There are two points of interface between the 5G CP and UP functions.  The first is the Access and Mobility Management Function (AMF) and the second is the Session Management Function (SMF).  These interface with the User Plane through three defined interfaces.  The User Plane in 5G is really a single dual-function element, the User Plane Function (UPF), which connects between the RAN and the data network.  This singular UPF has, in the 3GPP diagrams, a “side” facing the RAN and another facing the public data network (PDN)

Referencing the 3GPP diagram of the UPF, we see the Access Network (usually RAN) connecting to the data network (like the Internet) through a UPF that’s decomposed as an Access network element and a PDN session anchor element.  Obviously, these elements are likely distributed to the point where the terminations of their respective networks occur.  In an appliance/device view, they can be mapped to individual VMs or containers, as they are in the model shown in Intel’s material, which would imply a “UPF network” made up of hosted UPF instances, meaning virtual devices.  This same “virtual UPF instance” approach is widely referenced to illustrate selective traffic routing to different data networks or to different on-ramps of a data network.
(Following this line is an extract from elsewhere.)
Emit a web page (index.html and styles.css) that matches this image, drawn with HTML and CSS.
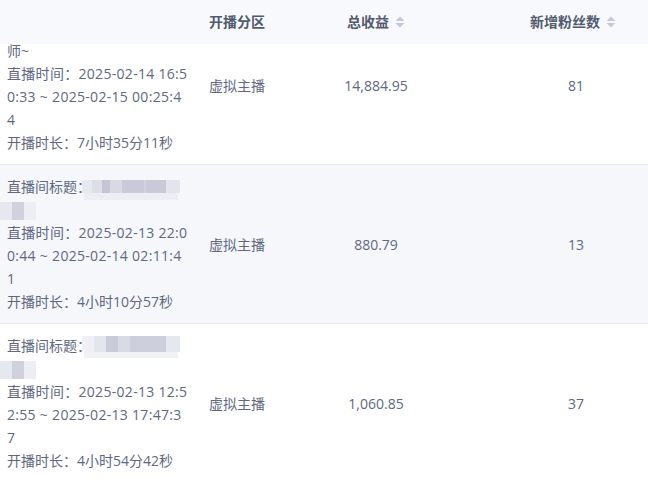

The advantage of this literal approach to UPF is that if we presume that everyone implements a UPF as either a device or a virtual device, then the implementations could be interchangeable.  If we were to assume that the UPF was a network-level abstraction with multiple inputs from the (R)AN and multiple PDN outputs, then the implementation of that abstraction would be a potentially proprietary black box, and at the least would probably not be open to internal substitution of parts or vendors.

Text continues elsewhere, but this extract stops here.